Di primo acchito sembra trattarsi di un processone, dove appare una superba regia con tanti interessati seguaci, che nella fase attuativa si sarebbe avvalsa della forza derivante da una fitta rete di conoscenze nei settori della magistratura, dell’avvocatura, della politica, degli imprenditori, di editori e giornalisti, per un ben specifico coinvolgimento strategico della stampa e dell’associazionismo in genere. Secondo le indiscrezioni e di quanto riportato dalla cronaca dei giornali all’epoca dei fati, tutto questo con il sospetto di un disegno criminoso ben congegnato e definito, dove i principali promotori avrebbero avvicinato (o cercato di avvicinare), parecchi membri del Parlamento, compreso i componenti della Commissione Nazionale Antimafia, che all’epoca dei fatti erano il presidente, senatore Giuseppe Pisanu, il suo vice, on. Benedetto Granata, detto Fabio, i componenti, senatore Francesco Ferrante, on. Andrea Orlando, on. Fracantonio Genovese, figlio del senatore Luigi Genovese e nipote delle più volte ministro messinese Nino Gullotti, senatore Giampiero D’Alia. Insomma, secondo le indiscrezioni, trapelate all’epoca dei fatti, sarebbero stati tirati in ballo da chi forse voleva il loro autorevole aiuto. Inoltre, sarebbero stati avvicinati dagli “organizzatori” della “crociata” contro i due magistrati dei consiglieri comunali siracusani per sollecitare iniziative parallele, richiedendo l’invio della Commissione Parlamentare Nazionale Antimafia contro i due Pm della Procura della Repubblica di Siracusa, e di altri personaggi coinvolti.

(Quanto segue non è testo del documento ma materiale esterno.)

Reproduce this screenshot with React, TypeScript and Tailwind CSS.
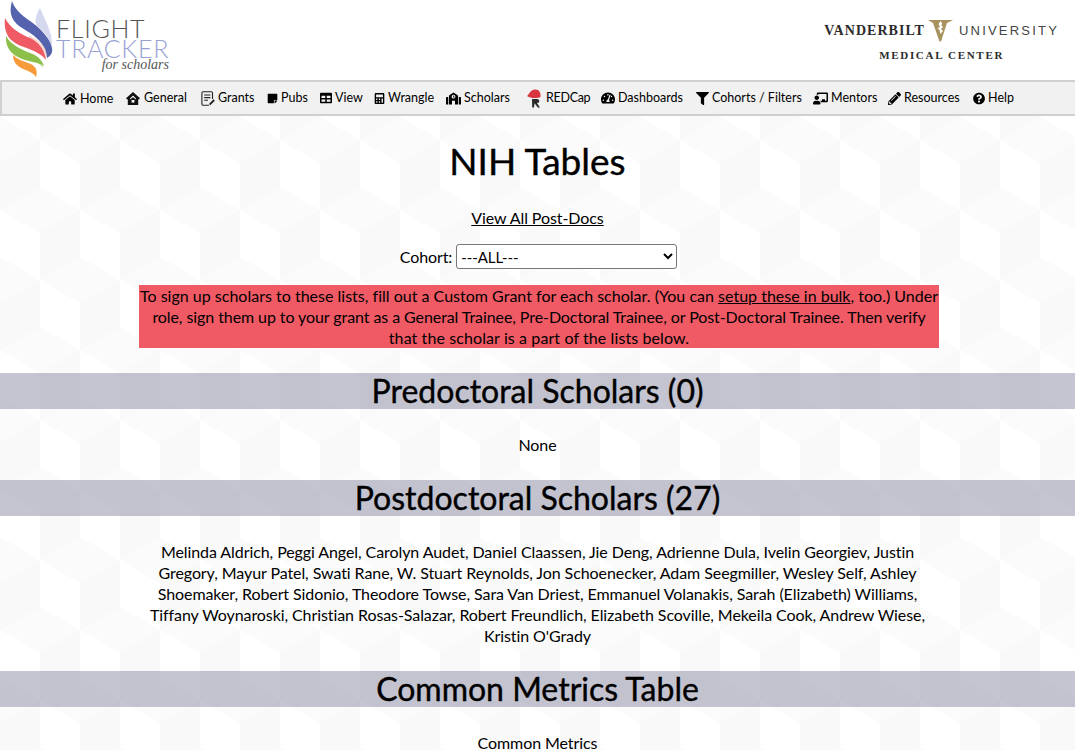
import {
  FaHome,
  FaStickyNote,
  FaTable,
  FaCalculator,
  FaSchool,
  FaTachometerAlt,
  FaFilter,
  FaChalkboardTeacher,
  FaPencilAlt,
  FaQuestionCircle,
} from "react-icons/fa";
import type { ReactNode } from "react";

const font = { fontFamily: "Lato, 'Open Sans', sans-serif" };

const RedcapIcon = () => (
  <svg width="17" height="20" viewBox="0 0 17 20" className="shrink-0">
    <path d="M1 8 C3 7.5 3.5 2 8.5 1.5 C13 1 15 4.5 14.5 9 C11 10.5 5 10.5 1 8 Z" fill="#d8353f" />
    <path d="M6 11 H11 C14 11 14 15 11 15 L14 19.5 H11.8 L8.6 15.3 L8 19.5 H6.2 Z" fill="#2a2a2a" />
  </svg>
);

const GeneralIcon = () => (
  <svg width="14" height="13" viewBox="0 0 14 13" className="shrink-0">
    <path d="M7 0 L14 6.2 L12.8 7.4 L12.2 7 V13 H1.8 V7 L1.2 7.4 L0 6.2 Z" fill="#111111" />
    <path d="M7 3.6 L10 6.4 V7.6 L7 5.2 L4 7.6 V6.4 Z" fill="#ffffff" />
    <rect x="5.6" y="8" width="2.8" height="2.6" fill="#ffffff" />
  </svg>
);

const GrantsIcon = () => (
  <svg width="14" height="15" viewBox="0 0 14 15" className="shrink-0" fill="none" stroke="#222222">
    <path d="M11.5 8 V2 C11.5 1.2 11 0.8 10.4 0.8 H2 C1.4 0.8 0.9 1.2 0.9 2 V13 C0.9 13.7 1.4 14.2 2 14.2 H8" strokeWidth="1.1" />
    <path d="M3.2 4 H9.4 M3.2 6.6 H9.4 M3.2 9.2 H7" strokeWidth="1.1" />
    <path d="M8.6 13.6 L13.2 9" strokeWidth="1.8" />
  </svg>
);

const navItems: { label: ReactNode; icon: ReactNode; className: string }[] = [
  { label: "Home", icon: <FaHome size={14} />, className: "w-[63px] translate-y-[1px]" },
  { label: "General", icon: <GeneralIcon />, className: "w-[75px] gap-[4px]" },
  { label: "Grants", icon: <GrantsIcon />, className: "w-[66px] gap-[3px]" },
  { label: "Pubs", icon: <FaStickyNote size={11} />, className: "w-[53px] gap-[3px]" },
  { label: "View", icon: <FaTable size={12} />, className: "w-[54px] gap-[3px]" },
  { label: "Wrangle", icon: <FaCalculator size={11} />, className: "w-[72px] gap-[3px]" },
  { label: "Scholars", icon: <FaSchool size={15} />, className: "w-[80px] gap-[3px]" },
  { label: "REDCap", icon: <RedcapIcon />, className: "w-[75px] gap-[1px] tracking-[-0.3px]" },
  { label: "Dashboards", icon: <FaTachometerAlt size={14} />, className: "w-[95px] gap-[3px]" },
  { label: "Cohorts / Filters", icon: <FaFilter size={13} />, className: "w-[117px] gap-[2px]" },
  { label: "Mentors", icon: <FaChalkboardTeacher size={15} />, className: "w-[75px] gap-[2px]" },
  { label: "Resources", icon: <FaPencilAlt size={13} />, className: "w-[85px] gap-[3px]" },
  { label: "Help", icon: <FaQuestionCircle size={13} />, className: "w-[41px] gap-[3px]" },
];

const FlameLogo = () => (
  <svg width="56" height="80" viewBox="0 0 56 80" className="shrink-0">
    <path d="M40 8 C36 14 35 20 36 25 C42 30 50 38 52 47 C53 33 45 20 40 8 Z" fill="#d5d8ee" />
    <path d="M29 36 C38 39 45 45 48 55 L45 60 C42 51 36 46 29 41 Z" fill="#f8d9d2" />
    <path d="M26 53 C34 54 41 58 44 66 L42 68 C38 62 32 58 26 56 Z" fill="#e4ecd2" />
    <path d="M12 1 C14 8 20 14 30 21 C40 28 50 38 52 48 C53 54 50 56 47 58 C47 50 43 43 33 35 C25 29 13 25 11 14 C10 9 11 5 12 1 Z" fill="#5562ae" />
    <path d="M5 18 C10 28 20 34 30 38 C38 42 44 48 46 60 C43 55 35 51 24 47 C13 43 3 37 5 18 Z" fill="#ef5a64" />
    <path d="M6 36 C10 44 20 49 30 53 C36 55 41 58 44 66 C38 62 30 62 22 59 C12 55 5 48 6 36 Z" fill="#8cc04b" />
    <path d="M13 55 C18 60 26 62 31 64 C36 67 38 71 36 77 C33 72 27 71 21 68 C16 65 13 61 13 55 Z" fill="#f79a3a" />
  </svg>
);

const VShield = () => (
  <svg width="25" height="22" viewBox="0 0 25 22" className="shrink-0">
    <path d="M0 0 H25 L19 3 L13 21.5 H11.5 L5 3 Z" fill="#a8935f" />
    <path d="M12.5 1 L14.5 4 L13 5 L15 7 L13 9 L15 11 L12.5 14 L11.5 10 L9.5 8 L12 7 L10.5 4 Z" fill="#ffffff" />
  </svg>
);

const Bar = ({ children }: { children: ReactNode }) => (
  <h2 className="flex h-9 items-center justify-center bg-[#8b8ba3]/50 text-[32px] leading-9 tracking-normal text-black [-webkit-text-stroke:0.4px_black]">
    {children}
  </h2>
);

export default function App() {
  return (
    <div className="relative h-[750px] overflow-hidden bg-white text-black" style={font}>
      <svg className="absolute inset-0 h-full w-full" aria-hidden="true">
        <defs>
          <pattern id="cubes" width="80" height="140" patternUnits="userSpaceOnUse">
            <rect width="80" height="140" fill="#ffffff" />
            {/* top faces */}
            <path d="M40 47 L80 70 L40 93 L0 70 Z" fill="#fbfbfb" />
            <path d="M0 117 L40 140 L0 163 Z" fill="#fbfbfb" />
            <path d="M80 117 L40 140 L80 163 Z" fill="#fbfbfb" />
            <path d="M0 -23 L40 0 L0 23 Z" fill="#fbfbfb" />
            <path d="M80 -23 L40 0 L80 23 Z" fill="#fbfbfb" />
            {/* right faces */}
            <path d="M0 23 L40 0 L40 47 L0 70 Z" fill="#f9f9f9" />
            <path d="M40 93 L80 70 L80 117 L40 140 Z" fill="#f9f9f9" />
          </pattern>
        </defs>
        <rect width="100%" height="100%" fill="url(#cubes)" />
      </svg>

      <div className="relative">
        <header className="flex h-20 items-start justify-between bg-white">
          <div className="flex">
            <FlameLogo />
            <div className="flex flex-col pt-[18px]">
              <span className="text-[25px] font-light leading-[20px] tracking-[0.7px] text-[#555555]">FLIGHT</span>
              <span className="text-[25px] font-light leading-[20px] tracking-[0.7px] text-[#98a1d4]">TRACKER</span>
              <span
                className="mt-[-1px] text-right text-[14px] italic leading-[16px] text-[#555555]"
                style={{ fontFamily: "'Liberation Serif', serif" }}
              >
                for scholars
              </span>
            </div>
          </div>
          <div className="mr-[16px] flex flex-col items-center pt-[20px]">
            <div className="flex items-start gap-[6px]">
              <span
                className="mr-[-3px] mt-[3px] text-[14px] font-bold leading-[16px] tracking-[1.05px] text-[#2b2b2b]"
                style={{ fontFamily: "'Liberation Serif', serif" }}
              >
                VANDERBILT
              </span>
              <VShield />
              <span
                className="mt-[3px] text-[13px] leading-[16px] tracking-[2.2px] text-[#444444]"
                style={{ fontFamily: "'Liberation Sans', sans-serif" }}
              >
                UNIVERSITY
              </span>
            </div>
            <span
              className="mt-[7px] text-[11px] font-bold leading-[13px] tracking-[1.7px] text-[#2b2b2b]"
              style={{ fontFamily: "'Liberation Serif', serif" }}
            >
              MEDICAL CENTER
            </span>
          </div>
        </header>

        <nav className="flex h-9 items-center justify-start border-y-2 border-l-2 border-[#cfcfcf] bg-[#f1f1f1] pl-[61px] text-[12.5px] text-black">
          {navItems.map((item, i) => (
            <div key={i} className={`flex shrink-0 items-center gap-[3px] ${item.className}`}>
              {item.icon}
              <span className="whitespace-nowrap">{item.label}</span>
            </div>
          ))}
        </nav>

        <main className="text-center text-[16px] leading-[21px] tracking-[-0.08px]">
          <h1 className="pt-[23px] text-[37px] leading-[44px] tracking-normal [-webkit-text-stroke:0.4px_black]">NIH Tables</h1>
          <p className="mt-[24px]">
            <a className="underline">View All Post-Docs</a>
          </p>
          <div className="mt-[16px] flex items-center justify-center gap-[4px] pl-[2px]">
            <label>Cohort:</label>
            <select className="h-[25px] w-[221px] rounded-[3px] border border-[#767676] bg-white text-[15px] leading-[21px]">
              <option>---ALL---</option>
            </select>
          </div>
          <div className="ml-[139px] mt-[16px] w-[800px] whitespace-nowrap bg-[#f05a65] leading-[21px]">
            <span className="tracking-[0.01px]">
              To sign up scholars to these lists, fill out a Custom Grant for each scholar. (You can{" "}
              <a className="underline">setup these in bulk</a>, too.) Under
            </span>
            <br />
            role, sign them up to your grant as a General Trainee, Pre-Doctoral Trainee, or Post-Doctoral Trainee. Then verify
            <br />
            <span className="tracking-[0.1px]">that the scholar is a part of the lists below.</span>
          </div>

          <div className="mt-[25px]">
            <Bar>Predoctoral Scholars (0)</Bar>
          </div>
          <p className="mt-[25px]">None</p>
          <div className="mt-[25px]">
            <Bar>Postdoctoral Scholars (27)</Bar>
          </div>
          <p className="mx-auto mt-[25px] w-[800px]">
            Melinda Aldrich, Peggi Angel, Carolyn Audet, Daniel Claassen, Jie Deng, Adrienne Dula, Ivelin Georgiev, Justin
            <br />
            Gregory, Mayur Patel, Swati Rane, W. Stuart Reynolds, Jon Schoenecker, Adam Seegmiller, Wesley Self, Ashley
            <br />
            Shoemaker, Robert Sidonio, Theodore Towse, Sara Van Driest, Emmanuel Volanakis, Sarah (Elizabeth) Williams,
            <br />
            Tiffany Woynaroski, Christian Rosas-Salazar, Robert Freundlich, Elizabeth Scoville, Mekeila Cook, Andrew Wiese,
            <br />
            Kristin O'Grady
          </p>
          <div className="mt-[25px]">
            <Bar>Common Metrics Table</Bar>
          </div>
          <p className="mt-[25px]">Common Metrics</p>
        </main>
      </div>
    </div>
  );
}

Emergerebbero elementi secondo cui gli organizzatori avrebbero pianificato una strategia destabilizzante, che prevedeva nel simultaneo impiego strategico di molteplici strumenti di “guerra”, tra cui quello che prevedeva una campagna stampa mirata, e da realizzare attraverso una selezione di testate giornalistiche, di cui nomi gli investigatori trovarono le tracce durante una perquisizione per altri fatti collegati. Fascicolo d’indagine che è rimasto fermo per il trasferimento in altra sede dei due sostituiti procuratori della Repubblica di Reggio Calabria ma che ora avrebbe ripreso la corsa verso la decisione di merito dell’Ufficio del pubblico ministero e una parte del fascicolo ritrasferito alla Procura di Messina.